Over recent years we have seen the Napthine and Baillieu governments hand out $1.8 billion in public money to our brown coal power stations. They do not need another cent. We are going to get more people employed in putting solar panels on than in the entire coal mining industry. In fact, that is the situation at the moment. Clean energy is not a threat to employment; it is an opportunity. It is a jobs-rich industry and it is ordinary trades people who are employed in the installation of solar panels on people's roofs from places like Western Victoria right across to the La Trobe Valley.

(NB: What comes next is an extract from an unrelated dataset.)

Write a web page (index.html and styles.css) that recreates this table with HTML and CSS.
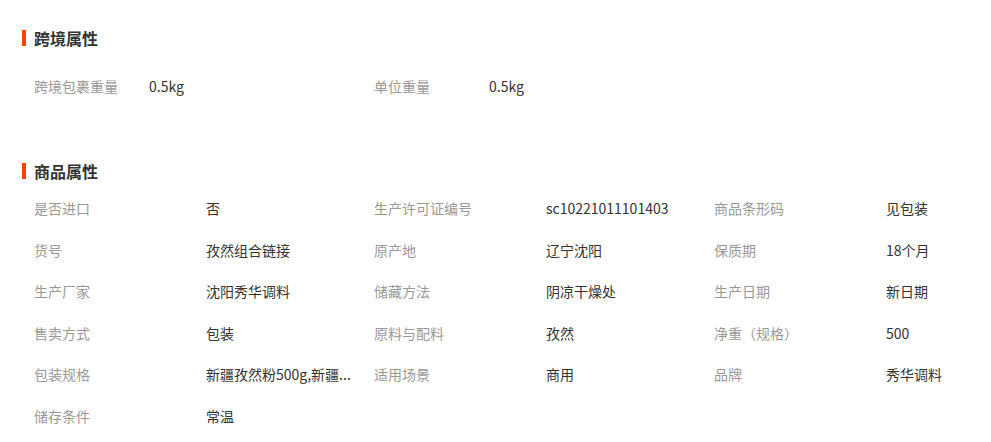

We have got one million Australian homes and businesses already generating clean power, but they are not being given a fair go from the power companies. So what else do we need to do? We need to make rooftop solar much simpler and more affordable for everyone. We have to allow people to install panels with no upfront cost. Let's get rid of the administrative regulatory barriers that we put in front of people. This is genuine red tape reduction. If the government was serious about reducing red tape, this is exactly where it would start. The Greens would make sure they were being paid a fair share for generating clean power. That is why the Greens propose introducing a minimum one-for-one feed in tariff, so the owners will be paid at least the same amount for the electricity they put into the grid as it costs to get out of it—it is common sense. This will boost the income for many solar panel owners and will protect the over 50 per cent of solar home owners, who would otherwise be left with no guaranteed price of solar when existing schemes close in 2016. Of course nothing would change in those few households who are paid already above the minimum one-for-one feed in tariff.

This is a good story. Cutting pollution means cleaner air, it means cleaner water, it means better health, it means more jobs, it means tackling climate change and it means exporting our brains—rather than the current 'dig it up and ship it out' mentality which belongs in the last century.

We have an election in a few days' time. This is firmly on the national agenda.